══ DATA TO USE ══
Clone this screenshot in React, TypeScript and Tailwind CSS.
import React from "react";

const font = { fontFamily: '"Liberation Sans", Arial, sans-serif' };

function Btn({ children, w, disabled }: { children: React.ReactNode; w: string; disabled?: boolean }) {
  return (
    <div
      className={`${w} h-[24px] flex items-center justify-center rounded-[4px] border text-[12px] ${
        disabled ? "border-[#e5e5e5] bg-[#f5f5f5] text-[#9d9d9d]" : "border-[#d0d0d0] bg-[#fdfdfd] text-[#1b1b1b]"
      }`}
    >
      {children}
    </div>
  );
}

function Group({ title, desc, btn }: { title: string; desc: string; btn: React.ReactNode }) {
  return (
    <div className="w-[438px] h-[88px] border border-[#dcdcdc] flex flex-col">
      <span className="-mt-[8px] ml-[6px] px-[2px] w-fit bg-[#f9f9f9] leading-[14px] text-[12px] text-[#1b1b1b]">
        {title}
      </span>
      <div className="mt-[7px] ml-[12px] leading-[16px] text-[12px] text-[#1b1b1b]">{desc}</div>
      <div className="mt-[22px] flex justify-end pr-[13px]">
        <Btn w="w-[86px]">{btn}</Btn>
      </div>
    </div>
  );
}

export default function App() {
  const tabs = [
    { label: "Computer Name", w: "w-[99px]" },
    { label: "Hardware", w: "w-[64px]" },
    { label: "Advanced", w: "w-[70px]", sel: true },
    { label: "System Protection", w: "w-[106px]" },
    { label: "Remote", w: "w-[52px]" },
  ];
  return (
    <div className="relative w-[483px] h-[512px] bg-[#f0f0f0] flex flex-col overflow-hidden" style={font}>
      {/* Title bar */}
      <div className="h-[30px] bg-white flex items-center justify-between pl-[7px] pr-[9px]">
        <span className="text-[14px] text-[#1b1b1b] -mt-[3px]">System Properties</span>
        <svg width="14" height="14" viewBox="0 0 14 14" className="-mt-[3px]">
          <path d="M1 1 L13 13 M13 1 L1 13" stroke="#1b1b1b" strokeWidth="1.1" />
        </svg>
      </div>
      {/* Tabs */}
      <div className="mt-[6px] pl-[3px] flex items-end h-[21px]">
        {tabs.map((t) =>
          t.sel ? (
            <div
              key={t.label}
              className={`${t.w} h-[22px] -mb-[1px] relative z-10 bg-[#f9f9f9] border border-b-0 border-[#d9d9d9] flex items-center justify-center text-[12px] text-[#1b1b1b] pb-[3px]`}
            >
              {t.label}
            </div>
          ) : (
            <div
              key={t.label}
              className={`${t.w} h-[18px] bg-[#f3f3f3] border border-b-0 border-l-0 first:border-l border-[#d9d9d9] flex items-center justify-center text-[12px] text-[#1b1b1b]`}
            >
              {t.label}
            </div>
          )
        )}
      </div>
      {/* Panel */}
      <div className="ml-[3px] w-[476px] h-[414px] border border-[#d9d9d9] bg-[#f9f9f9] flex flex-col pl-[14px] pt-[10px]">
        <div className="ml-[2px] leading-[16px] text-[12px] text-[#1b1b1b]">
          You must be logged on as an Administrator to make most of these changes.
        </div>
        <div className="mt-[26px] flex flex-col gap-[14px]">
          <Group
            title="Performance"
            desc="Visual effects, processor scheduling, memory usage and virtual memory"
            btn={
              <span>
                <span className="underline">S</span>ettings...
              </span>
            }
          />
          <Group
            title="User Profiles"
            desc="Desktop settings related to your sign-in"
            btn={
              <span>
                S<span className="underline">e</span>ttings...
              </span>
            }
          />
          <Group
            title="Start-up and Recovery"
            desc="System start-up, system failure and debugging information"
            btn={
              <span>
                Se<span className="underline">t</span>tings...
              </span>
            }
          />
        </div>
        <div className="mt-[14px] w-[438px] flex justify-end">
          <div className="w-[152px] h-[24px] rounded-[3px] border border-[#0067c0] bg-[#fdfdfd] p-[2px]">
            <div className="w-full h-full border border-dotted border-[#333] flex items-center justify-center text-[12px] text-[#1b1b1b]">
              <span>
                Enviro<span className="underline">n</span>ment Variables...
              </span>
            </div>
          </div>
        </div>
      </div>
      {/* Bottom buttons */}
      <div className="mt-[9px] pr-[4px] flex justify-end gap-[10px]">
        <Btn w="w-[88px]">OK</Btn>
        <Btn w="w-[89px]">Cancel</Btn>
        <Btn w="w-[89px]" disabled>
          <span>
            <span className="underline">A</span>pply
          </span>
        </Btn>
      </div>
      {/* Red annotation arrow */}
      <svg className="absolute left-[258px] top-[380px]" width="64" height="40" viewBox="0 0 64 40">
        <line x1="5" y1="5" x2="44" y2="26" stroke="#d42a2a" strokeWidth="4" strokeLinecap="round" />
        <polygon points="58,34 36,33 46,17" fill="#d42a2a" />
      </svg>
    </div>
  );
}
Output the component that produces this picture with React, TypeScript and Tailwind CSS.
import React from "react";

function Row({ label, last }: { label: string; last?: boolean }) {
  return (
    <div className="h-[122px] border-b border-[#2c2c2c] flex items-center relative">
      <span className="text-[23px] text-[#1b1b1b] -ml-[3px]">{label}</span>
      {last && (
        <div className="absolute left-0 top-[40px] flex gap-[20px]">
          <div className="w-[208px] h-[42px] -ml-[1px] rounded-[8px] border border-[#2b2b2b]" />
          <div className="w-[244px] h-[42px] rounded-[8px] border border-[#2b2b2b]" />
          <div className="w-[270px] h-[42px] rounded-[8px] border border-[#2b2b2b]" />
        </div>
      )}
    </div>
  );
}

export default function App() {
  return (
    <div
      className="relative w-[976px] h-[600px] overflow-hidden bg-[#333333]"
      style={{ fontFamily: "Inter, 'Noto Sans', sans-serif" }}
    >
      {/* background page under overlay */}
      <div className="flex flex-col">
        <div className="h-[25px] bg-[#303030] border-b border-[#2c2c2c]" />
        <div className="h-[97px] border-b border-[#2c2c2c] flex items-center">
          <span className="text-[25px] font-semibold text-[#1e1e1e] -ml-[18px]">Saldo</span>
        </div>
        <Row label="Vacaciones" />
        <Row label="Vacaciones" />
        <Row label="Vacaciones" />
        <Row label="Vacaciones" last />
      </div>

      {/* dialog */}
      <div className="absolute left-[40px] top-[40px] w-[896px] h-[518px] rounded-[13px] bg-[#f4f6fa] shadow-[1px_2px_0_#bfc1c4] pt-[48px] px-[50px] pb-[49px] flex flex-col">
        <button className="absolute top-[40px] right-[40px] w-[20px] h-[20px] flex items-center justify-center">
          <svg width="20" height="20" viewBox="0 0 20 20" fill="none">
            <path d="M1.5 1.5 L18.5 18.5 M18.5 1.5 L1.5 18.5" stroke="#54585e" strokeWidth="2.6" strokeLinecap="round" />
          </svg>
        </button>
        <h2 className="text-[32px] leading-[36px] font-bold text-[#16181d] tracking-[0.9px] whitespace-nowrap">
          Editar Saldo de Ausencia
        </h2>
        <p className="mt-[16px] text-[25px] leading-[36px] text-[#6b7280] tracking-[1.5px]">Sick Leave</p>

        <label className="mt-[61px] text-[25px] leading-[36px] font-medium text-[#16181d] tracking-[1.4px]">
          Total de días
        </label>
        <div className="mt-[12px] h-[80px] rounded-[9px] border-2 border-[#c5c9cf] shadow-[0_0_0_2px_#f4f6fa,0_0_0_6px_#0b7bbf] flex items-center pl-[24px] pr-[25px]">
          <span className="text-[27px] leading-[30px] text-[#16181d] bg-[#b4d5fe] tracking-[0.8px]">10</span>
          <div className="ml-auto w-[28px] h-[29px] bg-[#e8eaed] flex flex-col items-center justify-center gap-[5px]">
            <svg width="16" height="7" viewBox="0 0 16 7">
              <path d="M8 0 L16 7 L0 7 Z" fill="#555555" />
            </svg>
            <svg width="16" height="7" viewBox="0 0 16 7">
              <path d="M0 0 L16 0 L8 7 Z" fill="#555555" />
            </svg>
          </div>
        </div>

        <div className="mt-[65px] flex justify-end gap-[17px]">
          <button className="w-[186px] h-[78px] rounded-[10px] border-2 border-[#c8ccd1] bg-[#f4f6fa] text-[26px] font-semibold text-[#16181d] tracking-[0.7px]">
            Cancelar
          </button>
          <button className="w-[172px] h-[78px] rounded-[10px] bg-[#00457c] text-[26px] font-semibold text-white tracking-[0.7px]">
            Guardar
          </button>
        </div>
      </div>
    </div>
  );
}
═══
**STATED GOAL:**
From the entries above, list each line with "Tailwind" in it.

**OUTPUT BELOW:**
Clone this screenshot in React, TypeScript and Tailwind CSS.
Output the component that produces this picture with React, TypeScript and Tailwind CSS.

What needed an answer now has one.